Transcribe the material word for word, but without the images.

**GIVEN DATA**

■ ■ ■ ■ ■

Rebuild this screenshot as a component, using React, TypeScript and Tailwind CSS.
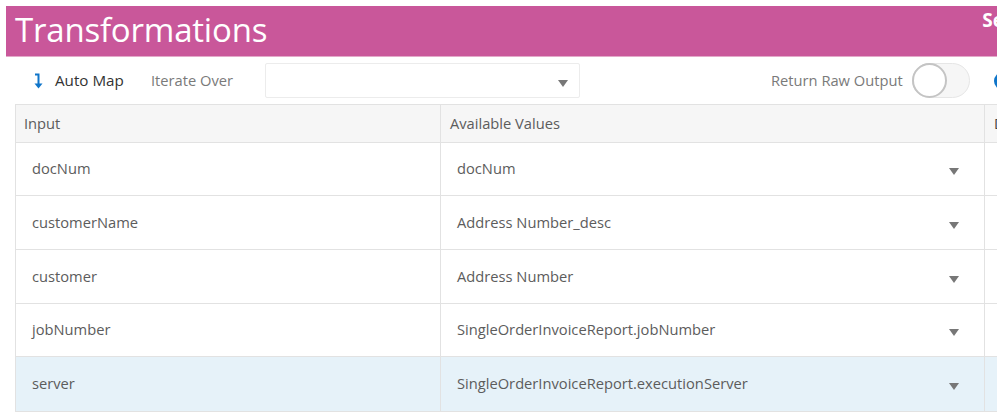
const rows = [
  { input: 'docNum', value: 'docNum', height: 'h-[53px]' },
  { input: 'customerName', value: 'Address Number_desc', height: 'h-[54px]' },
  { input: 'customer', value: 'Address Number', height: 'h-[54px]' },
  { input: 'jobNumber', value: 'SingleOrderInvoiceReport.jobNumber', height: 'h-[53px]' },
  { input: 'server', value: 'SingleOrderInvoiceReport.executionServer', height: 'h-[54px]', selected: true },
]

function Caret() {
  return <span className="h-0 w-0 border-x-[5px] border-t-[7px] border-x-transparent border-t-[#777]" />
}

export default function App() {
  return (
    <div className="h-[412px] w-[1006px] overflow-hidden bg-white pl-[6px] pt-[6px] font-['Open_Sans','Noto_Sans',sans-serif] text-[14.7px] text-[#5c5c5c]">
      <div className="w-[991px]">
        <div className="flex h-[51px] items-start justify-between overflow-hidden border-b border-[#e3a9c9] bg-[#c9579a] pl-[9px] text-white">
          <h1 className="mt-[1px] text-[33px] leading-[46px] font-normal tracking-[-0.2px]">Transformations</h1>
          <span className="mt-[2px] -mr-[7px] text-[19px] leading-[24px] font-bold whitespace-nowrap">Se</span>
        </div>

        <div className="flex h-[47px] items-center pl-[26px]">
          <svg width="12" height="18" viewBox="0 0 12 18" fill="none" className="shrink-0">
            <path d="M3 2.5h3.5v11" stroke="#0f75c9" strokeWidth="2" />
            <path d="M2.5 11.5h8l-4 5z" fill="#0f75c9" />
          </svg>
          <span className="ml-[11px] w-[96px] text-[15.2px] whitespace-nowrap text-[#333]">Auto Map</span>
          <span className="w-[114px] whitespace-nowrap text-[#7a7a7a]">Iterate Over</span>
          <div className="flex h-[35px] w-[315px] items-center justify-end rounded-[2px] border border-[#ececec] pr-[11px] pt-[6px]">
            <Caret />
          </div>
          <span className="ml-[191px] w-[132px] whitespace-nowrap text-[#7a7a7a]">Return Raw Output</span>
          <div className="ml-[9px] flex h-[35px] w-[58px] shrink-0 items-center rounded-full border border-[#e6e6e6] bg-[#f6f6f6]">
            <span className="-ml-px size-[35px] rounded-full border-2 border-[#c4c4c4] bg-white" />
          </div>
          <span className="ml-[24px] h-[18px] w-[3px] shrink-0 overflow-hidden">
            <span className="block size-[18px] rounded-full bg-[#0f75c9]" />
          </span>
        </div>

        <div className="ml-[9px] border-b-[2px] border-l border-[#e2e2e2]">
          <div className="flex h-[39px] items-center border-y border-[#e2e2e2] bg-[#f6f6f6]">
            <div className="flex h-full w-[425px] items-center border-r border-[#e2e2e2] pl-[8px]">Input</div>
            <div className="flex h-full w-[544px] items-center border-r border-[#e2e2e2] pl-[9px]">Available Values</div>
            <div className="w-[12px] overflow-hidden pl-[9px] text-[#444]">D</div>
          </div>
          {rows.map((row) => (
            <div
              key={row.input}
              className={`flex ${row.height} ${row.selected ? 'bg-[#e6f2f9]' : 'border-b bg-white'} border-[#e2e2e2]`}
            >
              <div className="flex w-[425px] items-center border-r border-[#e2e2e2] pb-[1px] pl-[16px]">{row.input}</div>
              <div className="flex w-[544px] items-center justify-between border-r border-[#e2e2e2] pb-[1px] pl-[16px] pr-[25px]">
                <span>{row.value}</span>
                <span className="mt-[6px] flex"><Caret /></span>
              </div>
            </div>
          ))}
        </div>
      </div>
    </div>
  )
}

■ ■ ■ ■ ■

**FINAL ANSWER**
Rebuild this screenshot as a component, using React, TypeScript and Tailwind CSS.
const rows = [
  { input: 'docNum', value: 'docNum', height: 'h-[53px]' },
  { input: 'customerName', value: 'Address Number_desc', height: 'h-[54px]' },
  { input: 'customer', value: 'Address Number', height: 'h-[54px]' },
  { input: 'jobNumber', value: 'SingleOrderInvoiceReport.jobNumber', height: 'h-[53px]' },
  { input: 'server', value: 'SingleOrderInvoiceReport.executionServer', height: 'h-[54px]', selected: true },
]

function Caret() {
  return <span className="h-0 w-0 border-x-[5px] border-t-[7px] border-x-transparent border-t-[#777]" />
}

export default function App() {
  return (
    <div className="h-[412px] w-[1006px] overflow-hidden bg-white pl-[6px] pt-[6px] font-['Open_Sans','Noto_Sans',sans-serif] text-[14.7px] text-[#5c5c5c]">
      <div className="w-[991px]">
        <div className="flex h-[51px] items-start justify-between overflow-hidden border-b border-[#e3a9c9] bg-[#c9579a] pl-[9px] text-white">
          <h1 className="mt-[1px] text-[33px] leading-[46px] font-normal tracking-[-0.2px]">Transformations</h1>
          <span className="mt-[2px] -mr-[7px] text-[19px] leading-[24px] font-bold whitespace-nowrap">Se</span>
        </div>

        <div className="flex h-[47px] items-center pl-[26px]">
          <svg width="12" height="18" viewBox="0 0 12 18" fill="none" className="shrink-0">
            <path d="M3 2.5h3.5v11" stroke="#0f75c9" strokeWidth="2" />
            <path d="M2.5 11.5h8l-4 5z" fill="#0f75c9" />
          </svg>
          <span className="ml-[11px] w-[96px] text-[15.2px] whitespace-nowrap text-[#333]">Auto Map</span>
          <span className="w-[114px] whitespace-nowrap text-[#7a7a7a]">Iterate Over</span>
          <div className="flex h-[35px] w-[315px] items-center justify-end rounded-[2px] border border-[#ececec] pr-[11px] pt-[6px]">
            <Caret />
          </div>
          <span className="ml-[191px] w-[132px] whitespace-nowrap text-[#7a7a7a]">Return Raw Output</span>
          <div className="ml-[9px] flex h-[35px] w-[58px] shrink-0 items-center rounded-full border border-[#e6e6e6] bg-[#f6f6f6]">
            <span className="-ml-px size-[35px] rounded-full border-2 border-[#c4c4c4] bg-white" />
          </div>
          <span className="ml-[24px] h-[18px] w-[3px] shrink-0 overflow-hidden">
            <span className="block size-[18px] rounded-full bg-[#0f75c9]" />
          </span>
        </div>

        <div className="ml-[9px] border-b-[2px] border-l border-[#e2e2e2]">
          <div className="flex h-[39px] items-center border-y border-[#e2e2e2] bg-[#f6f6f6]">
            <div className="flex h-full w-[425px] items-center border-r border-[#e2e2e2] pl-[8px]">Input</div>
            <div className="flex h-full w-[544px] items-center border-r border-[#e2e2e2] pl-[9px]">Available Values</div>
            <div className="w-[12px] overflow-hidden pl-[9px] text-[#444]">D</div>
          </div>
          {rows.map((row) => (
            <div
              key={row.input}
              className={`flex ${row.height} ${row.selected ? 'bg-[#e6f2f9]' : 'border-b bg-white'} border-[#e2e2e2]`}
            >
              <div className="flex w-[425px] items-center border-r border-[#e2e2e2] pb-[1px] pl-[16px]">{row.input}</div>
              <div className="flex w-[544px] items-center justify-between border-r border-[#e2e2e2] pb-[1px] pl-[16px] pr-[25px]">
                <span>{row.value}</span>
                <span className="mt-[6px] flex"><Caret /></span>
              </div>
            </div>
          ))}
        </div>
      </div>
    </div>
  )
}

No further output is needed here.